Chris Hemsworth explains how he approached learning the choreography for the scene. “The thing about fighting on film is that you have to ratchet up the intensity as opposed to the speed. So we were just taking it beat by beat in super slow motion with no emotion, and then as the moves start to sink in, you can speed it up to what it needs to be.”
Both Tom and Chris enjoyed doing many of their stunts. “As a cinephile and movie lover, I get such a kick when you see an actor flying across the screen, and you know that it’s the real actor who’s done the stunt,” Tom says. “I hate when they just cut around a stunt double and you just see the back of the actor’s head. I don’t want to see the back of my head, so I am always ready to get in there and mix it up with the stunt team.”
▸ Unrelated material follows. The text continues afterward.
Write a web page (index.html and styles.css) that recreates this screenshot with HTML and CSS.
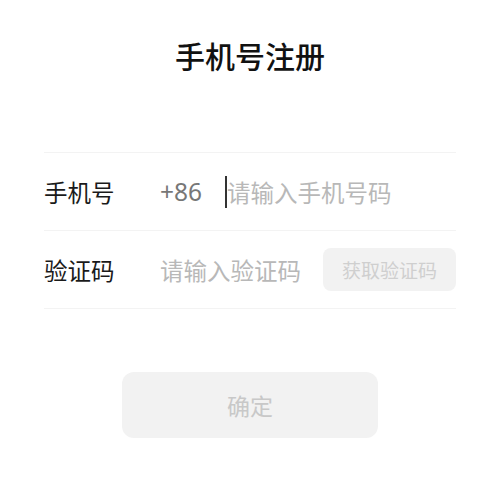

“I enjoy doing my own stunts when I can because I know it adds so much to the final product,” Chris adds. “You get the blood pumping and adrenaline going, but the reality is that you can be super-athletic, but there’s no real athletic ability that prevents you from smashing headfirst into a wall sometimes. It’s just one of those things that hurts a bit, but you get up, brush yourself off, and do it again. It’s fun and certainly breaks up the day.”
For director Joss Whedon, seeing his actors’ willingness to do as many stunts as possible ultimately adds many more layers of performance to the finished product. “The more I can show my actors’ faces during action sequences, the more audiences will be invested and root for our heroes,” he says. “The minute you see a shot that is obviously not your actor is the moment audiences disconnect from a scene. I was very fortunate that we had an amazing stunt team and that so many of our actors worked their butts off in preparing for the film and stayed dedicated to putting the time in at the stunt gym when we were shooting. I really think they are all going to be very happy when they see those scenes cut together.”